C’est certes salutaire apprécie-t-on à la CNUCED. Mais le gouvernement doit « aller au-delà » et « ne pas se limiter à la création d’un environnement favorable », dira Bineswaree Bolaky. Un appel qui transparaît clairement dans le rapport. Dans le communiqué de presse, la CNUCED interpelle les gouvernants des PMA en ces termes :

« Pour favoriser le développement des entreprises qui comptent dans la perspective d’une transformation économique en profondeur, il faut changer de cap – les pays doivent dépasser l’approche consistant à créer un environnement propice aux affaires, à remédier aux défaillances des marchés et à soutenir les petites entreprises »

Mahamadi Rouamba est promoteur de BeoogoLab, un centre d’appui aux initiatives entrepreneuriales. Il dit partager « la plupart des conclusions en commençant par ce qui motive les individus, la population à entreprendre ».  Le taux de 40% de mortalité des entreprises, il le lie « à l’environnement qui ne leur est pas favorable », notamment le mécanisme de financement.

Familier du secteur, le promoteur du centre d’incubation déplore en partie les attentes des institutions financières à l’endroit des nouvelles petites entreprises qui constituent un maillon essentiel dans la structure entrepreneuriale d’un pays.

« On ne peut pas juste avoir de grosses entreprises et ne pas avoir de petites. Ces petites entreprises ont leur utilité et il faudrait les mettre en relation avec les grandes entreprises », préconise M. Rouamba.

Un « Etat développementiste, des investissements transformateurs »

« Il importe de noter que le rapport invite les pays les moins avancés à ne pas négliger le rôle complémentaire essentiel que jouent les grandes entreprises aux côtés des petites et moyennes, de manière à élaborer des stratégies propres à promouvoir un entreprenariat à fort impact », fait observer Mukhisa Kituyi, secrétaire générale de la Conférence des nations unies sur le commerce et le développement (CNUCED).

Pour finir, le rapport préconise un « Etat développementiste renouvelé qui effectue des investissements transformateurs et axés sur telle ou telle mission et qui fasse contribuer le secteur privé à la mise en œuvre d’une vision stratégique définissant clairement une trajectoire de développement ».

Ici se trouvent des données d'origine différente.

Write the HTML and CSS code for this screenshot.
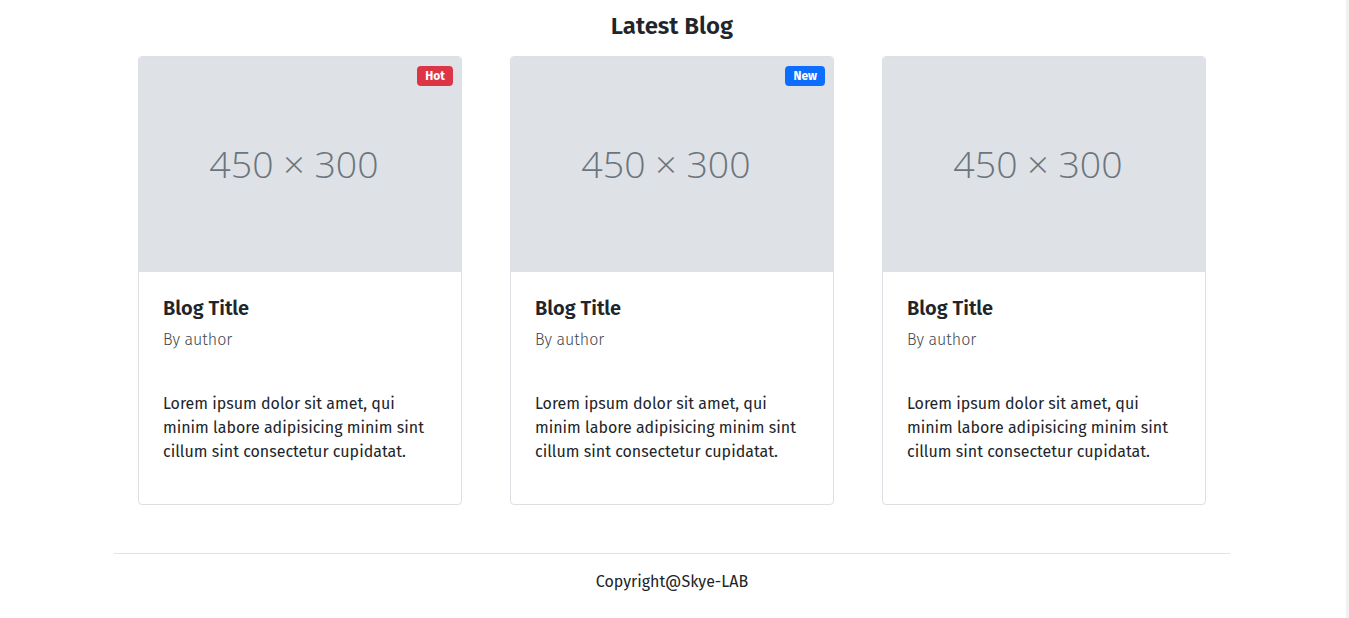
FILE: index.html
```html
<!DOCTYPE html>
<html lang="en">
<head>
<meta charset="utf-8">
<title>Latest Blog</title>
<link rel="stylesheet" href="styles.css">
</head>
<body>
<main class="container">
  <h2 class="section-title">Latest Blog</h2>
  <div class="row">
    <div class="col">
      <article class="card">
        <div class="card-img">
          <span class="placeholder-text">450 × 300</span>
          <span class="badge badge-hot">Hot</span>
        </div>
        <div class="card-body">
          <h5 class="card-title">Blog Title</h5>
          <p class="card-author">By author</p>
          <p class="card-text">Lorem ipsum dolor sit amet, qui minim labore adipisicing minim sint cillum sint consectetur cupidatat.</p>
        </div>
      </article>
    </div>
    <div class="col">
      <article class="card">
        <div class="card-img">
          <span class="placeholder-text">450 × 300</span>
          <span class="badge badge-new">New</span>
        </div>
        <div class="card-body">
          <h5 class="card-title">Blog Title</h5>
          <p class="card-author">By author</p>
          <p class="card-text">Lorem ipsum dolor sit amet, qui minim labore adipisicing minim sint cillum sint consectetur cupidatat.</p>
        </div>
      </article>
    </div>
    <div class="col">
      <article class="card">
        <div class="card-img">
          <span class="placeholder-text">450 × 300</span>
        </div>
        <div class="card-body">
          <h5 class="card-title">Blog Title</h5>
          <p class="card-author">By author</p>
          <p class="card-text">Lorem ipsum dolor sit amet, qui minim labore adipisicing minim sint cillum sint consectetur cupidatat.</p>
        </div>
      </article>
    </div>
  </div>
  <footer class="footer">
    <p class="copyright">Copyright@Skye-LAB</p>
  </footer>
</main>
<div class="scroll-track"></div>
</body>
</html>
```

FILE: styles.css
```css
* { box-sizing: border-box; }
html, body { margin: 0; padding: 0; }
body {
  font-family: "Fira Sans", Roboto, "Liberation Sans", sans-serif;
  font-size: 16px;
  line-height: 1.5;
  color: #212529;
  background: #fff;
  padding-right: 5px;
}
.container {
  width: 1116px;
  margin: 0 auto;
}
.section-title {
  margin: 0;
  padding-top: 12px;
  font-size: 24px;
  line-height: 29px;
  font-weight: 600;
  text-align: center;
  color: #212529;
  margin-bottom: 15px;
}
.row {
  display: grid;
  grid-template-columns: repeat(3, 1fr);
}
.col {
  padding: 0 24px;
}
.card {
  border: 1px solid #dcdfe3;
  border-radius: 4px;
  overflow: hidden;
  background: #fff;
}
.card-img {
  position: relative;
  height: 215px;
  background: #dee2e6;
  display: flex;
  align-items: center;
  justify-content: center;
}
.placeholder-text {
  font-family: "Open Sans", "Noto Sans", sans-serif;
  font-size: 37.5px;
  font-weight: 300;
  color: #6c757d;
  margin-right: 12px;
}
.badge {
  position: absolute;
  top: 9px;
  right: 8px;
  color: #fff;
  font-size: 12px;
  font-weight: 700;
  line-height: 20px;
  padding: 0 8px;
  border-radius: 4px;
}
.badge-hot { background: #dc3545; }
.badge-new { background: #0d6efd; }
.card-body {
  padding: 24px;
}
.card-title {
  margin: 0 0 8px;
  font-size: 20px;
  line-height: 24px;
  font-weight: 600;
}
.card-author {
  margin: 0 0 40px;
  font-weight: 300;
  color: #3d4650;
}
.card-text {
  margin: 0 0 16px;
}
.footer {
  margin-top: 48px;
  border-top: 1px solid #dee2e6;
  text-align: center;
}
.copyright {
  margin: 0;
  padding-top: 16px;
  padding-bottom: 24px;
}
.scroll-track {
  position: fixed;
  top: 0;
  right: 0;
  bottom: 0;
  width: 3px;
  background: #f1f1f1;
}
```
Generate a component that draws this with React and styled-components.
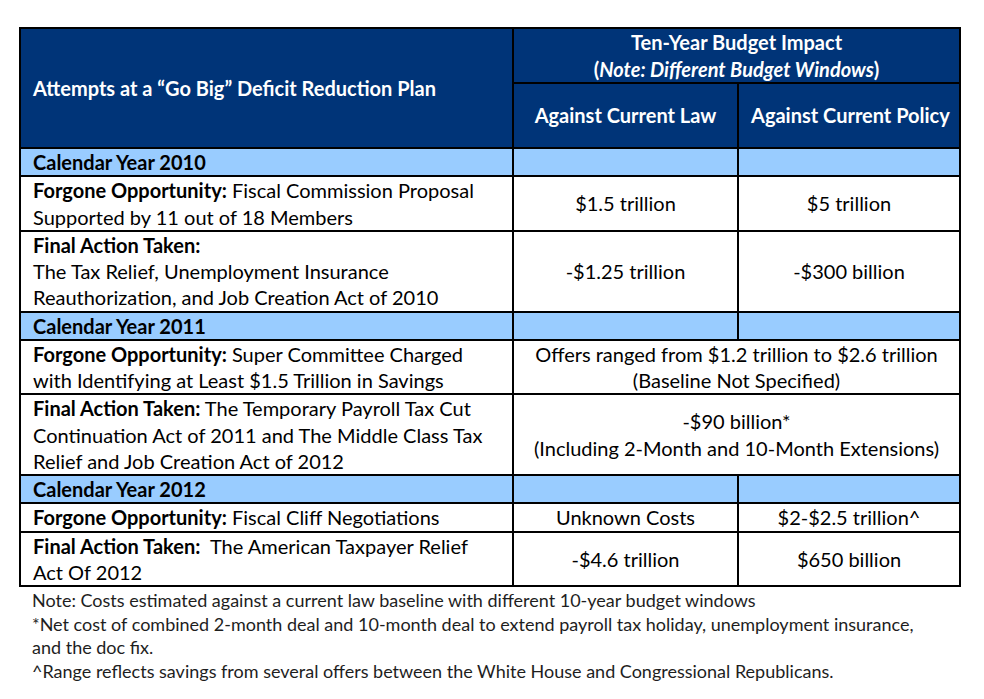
import React from 'react';
import styled, { createGlobalStyle } from 'styled-components';

const GlobalStyle = createGlobalStyle`
    body {
        margin: 0;
        background: #ffffff;
        font-family: Lato, "Liberation Sans", sans-serif;
        color: #000;
    }
`;

const Page = styled.div`
    padding: 27px 0 0 19px;
    width: 940px;
`;

const Table = styled.table`
    border-collapse: collapse;
    width: 940px;
    table-layout: fixed;
    border: 2px solid #000;
    font-size: 20px;
    line-height: 26.25px;
`;

const HeadCell = styled.th`
    background: #003478;
    color: #ffffff;
    font-weight: 700;
    border: 2px solid #000;
    padding: 0 12px;
    text-align: ${(p) => (p.$left ? 'left' : 'center')};
    vertical-align: middle;
    white-space: nowrap;
    height: ${(p) => p.$h || 'auto'};
`;

const Cell = styled.td`
    border: 2px solid #000;
    padding: 0 12px;
    text-align: ${(p) => (p.$center ? 'center' : 'left')};
    vertical-align: middle;
    white-space: nowrap;
    background: ${(p) => (p.$band ? '#99ccff' : '#ffffff')};
    font-weight: ${(p) => (p.$band ? 700 : 400)};
`;

const Label = styled.b`
    font-weight: 700;
`;

const Note = styled.em`
    font-style: italic;
    font-weight: 700;
`;

const Footnotes = styled.div`
    margin-top: 2px;
    padding-left: 13px;
    font-size: 18px;
    line-height: 23.7px;
    color: #1e1e1e;
    white-space: nowrap;
`;

const years = [
    {
        year: 'Calendar Year 2010',
        rows: [
            {
                label: 'Forgone Opportunity:',
                text: [' Fiscal Commission Proposal', 'Supported by 11 out of 18 Members'],
                law: '$1.5 trillion',
                policy: '$5 trillion',
            },
            {
                label: 'Final Action Taken:',
                text: ['', 'The Tax Relief, Unemployment Insurance', 'Reauthorization, and Job Creation Act of 2010'],
                law: '-$1.25 trillion',
                policy: '-$300 billion',
            },
        ],
    },
    {
        year: 'Calendar Year 2011',
        rows: [
            {
                label: 'Forgone Opportunity:',
                text: [' Super Committee Charged', 'with Identifying at Least $1.5 Trillion in Savings'],
                both: ['Offers ranged from $1.2 trillion to $2.6 trillion', '(Baseline Not Specified)'],
            },
            {
                label: 'Final Action Taken:',
                text: [' The Temporary Payroll Tax Cut', 'Continuation Act of 2011 and The Middle Class Tax', 'Relief and Job Creation Act of 2012'],
                both: ['-$90 billion*', '(Including 2-Month and 10-Month Extensions)'],
            },
        ],
    },
    {
        year: 'Calendar Year 2012',
        rows: [
            {
                label: 'Forgone Opportunity:',
                text: [' Fiscal Cliff Negotiations'],
                law: 'Unknown Costs',
                policy: '$2-$2.5 trillion^',
            },
            {
                label: 'Final Action Taken:',
                text: ['\u00a0 The American Taxpayer Relief', 'Act Of 2012'],
                law: '-$4.6 trillion',
                policy: '$650 billion',
            },
        ],
    },
];

function Lines({ lines }) {
    return lines.map((l, i) => (
        <React.Fragment key={i}>
            {i > 0 && <br />}
            {l}
        </React.Fragment>
    ));
}

export default function App() {
    return (
        <Page>
            <GlobalStyle />
            <Table>
                <colgroup>
                    <col style={{ width: 493 }} />
                    <col style={{ width: 225 }} />
                    <col style={{ width: 222 }} />
                </colgroup>
                <thead>
                    <tr>
                        <HeadCell rowSpan={2} $left>
                            Attempts at a “Go Big” Deficit Reduction Plan
                        </HeadCell>
                        <HeadCell colSpan={2} $h="53px">
                            Ten-Year Budget Impact
                            <br />
                            (<Note>Note: Different Budget Windows</Note>)
                        </HeadCell>
                    </tr>
                    <tr>
                        <HeadCell $h="63px">Against Current Law</HeadCell>
                        <HeadCell $h="63px">Against Current Policy</HeadCell>
                    </tr>
                </thead>
                <tbody>
                    {years.map((y) => (
                        <React.Fragment key={y.year}>
                            <tr>
                                <Cell $band>{y.year}</Cell>
                                <Cell $band />
                                <Cell $band />
                            </tr>
                            {y.rows.map((r, i) => (
                                <tr key={i}>
                                    <Cell>
                                        <Label>{r.label}</Label>
                                        <Lines lines={r.text} />
                                    </Cell>
                                    {r.both ? (
                                        <Cell $center colSpan={2}>
                                            <Lines lines={r.both} />
                                        </Cell>
                                    ) : (
                                        <>
                                            <Cell $center>{r.law}</Cell>
                                            <Cell $center>{r.policy}</Cell>
                                        </>
                                    )}
                                </tr>
                            ))}
                        </React.Fragment>
                    ))}
                </tbody>
            </Table>
            <Footnotes>
                Note: Costs estimated against a current law baseline with different 10-year budget windows
                <br />
                *Net cost of combined 2-month deal and 10-month deal to extend payroll tax holiday, unemployment insurance,
                <br />
                and the doc fix.
                <br />
                ^Range reflects savings from several offers between the White House and Congressional Republicans.
            </Footnotes>
        </Page>
    );
}
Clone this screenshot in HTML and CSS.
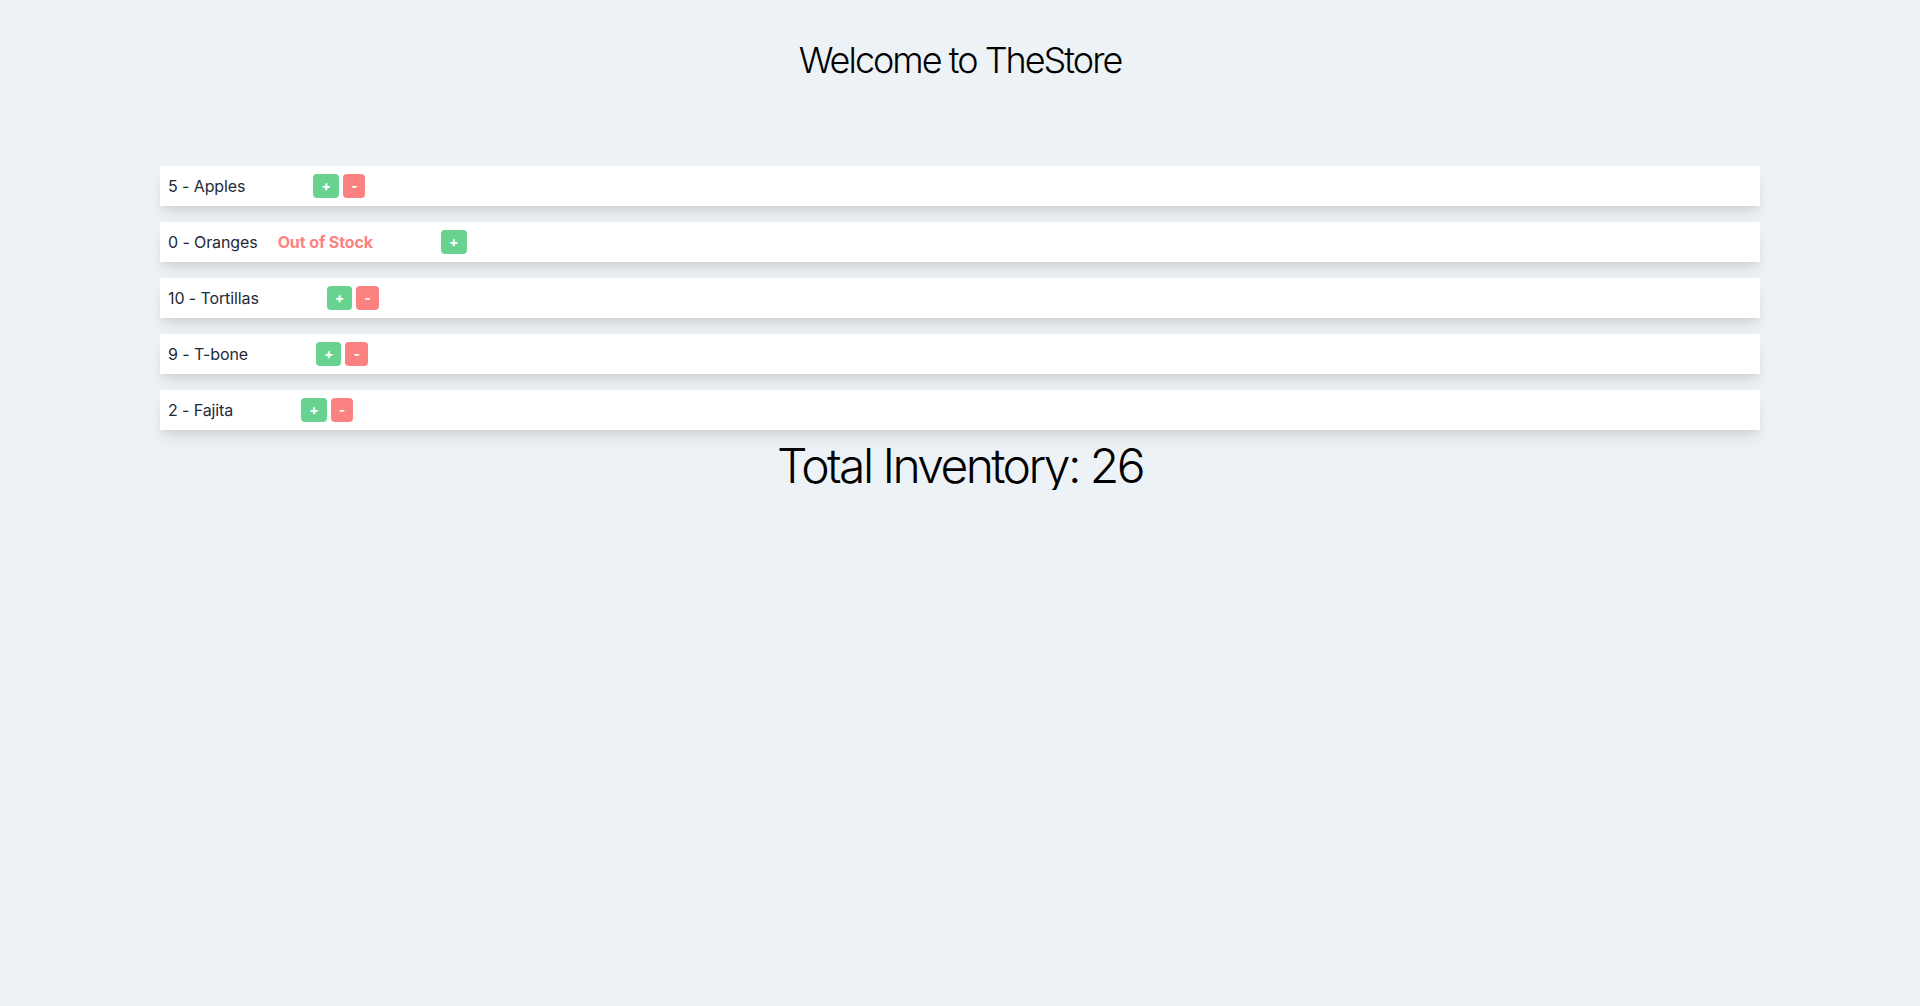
FILE: index.html
```html
<!DOCTYPE html>
<html lang="en">
<head>
<meta charset="utf-8">
<title>TheStore</title>
<link rel="stylesheet" href="styles.css">
</head>
<body>
  <header class="header">
    <h1 class="title">Welcome to TheStore</h1>
  </header>
  <main class="container">
    <ul class="list">
      <li class="row">
        <span class="name">5 - Apples</span>
        <div class="actions">
          <button class="btn btn-add">+</button>
          <button class="btn btn-remove">-</button>
        </div>
      </li>
      <li class="row">
        <span class="name">0 - Oranges</span>
        <span class="out">Out of Stock</span>
        <div class="actions">
          <button class="btn btn-add">+</button>
        </div>
      </li>
      <li class="row">
        <span class="name">10 - Tortillas</span>
        <div class="actions">
          <button class="btn btn-add">+</button>
          <button class="btn btn-remove">-</button>
        </div>
      </li>
      <li class="row">
        <span class="name">9 - T-bone</span>
        <div class="actions">
          <button class="btn btn-add">+</button>
          <button class="btn btn-remove">-</button>
        </div>
      </li>
      <li class="row">
        <span class="name">2 - Fajita</span>
        <div class="actions">
          <button class="btn btn-add">+</button>
          <button class="btn btn-remove">-</button>
        </div>
      </li>
    </ul>
    <h2 class="total">Total Inventory: 26</h2>
  </main>
</body>
</html>
```
FILE: styles.css
```css
* { box-sizing: border-box; }
html, body {
  margin: 0;
  padding: 0;
  background: #edf2f7;
  font-family: Inter, "Noto Sans", "Liberation Sans", sans-serif;
  color: #000;
}
.header {
  padding-top: 40px;
  text-align: center;
}
.title {
  margin: 0;
  font-size: 36px;
  line-height: 40px;
  font-weight: 300;
  letter-spacing: -2px;
}
.container {
  width: 1600px;
  margin: 86px auto 0;
}
.list {
  list-style: none;
  margin: 0;
  padding: 0;
  display: flex;
  flex-direction: column;
  gap: 16px;
}
.row {
  height: 40px;
  background: #fff;
  display: flex;
  align-items: center;
  padding: 0 8px;
  box-shadow: 0 10px 15px -3px rgba(0,0,0,0.1), 0 4px 6px -2px rgba(0,0,0,0.05);
  font-size: 16px;
  color: #1f2937;
  letter-spacing: -0.1px;
}
.out {
  margin-left: 20px;
  color: #fc8181;
  font-weight: 700;
}
.actions {
  margin-left: 68px;
  display: flex;
  gap: 4px;
}
.btn {
  border: 0;
  border-radius: 4px;
  color: #fff;
  font-family: inherit;
  font-weight: 700;
  font-size: 14px;
  line-height: 20px;
  padding: 2px 8px;
  cursor: pointer;
}
.btn-add { background: #68d391; }
.btn-remove { background: #fc8181; }
.total {
  margin: 12px 0 0;
  text-align: center;
  font-size: 48px;
  line-height: 48px;
  font-weight: 300;
  letter-spacing: -2.6px;
}
```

Toute chose qui nécessite, de l’avis de ses auteurs, de veiller à la cohérence et à la bonne coordination des politiques entrepreneuriales, des politiques industrielles, ainsi que de celles relatives aux zones rurales et des politiques en faveur de la science, de la technologie, et de l’innovation.

« Une fois que cela est fait, argumente Bineswaree Bolaky, là on peut mettre en place des politiques plus ciblées sur ce qu’on appelle les entrepreneurs par choix, ceux qui veulent entreprendre pour créer de nouvelles entreprises innovantes qui peuvent amener plus de croissance économique et aider le Burkina Faso à devenir une économie plus moderne, plus compétitive et plus sophistiquée ».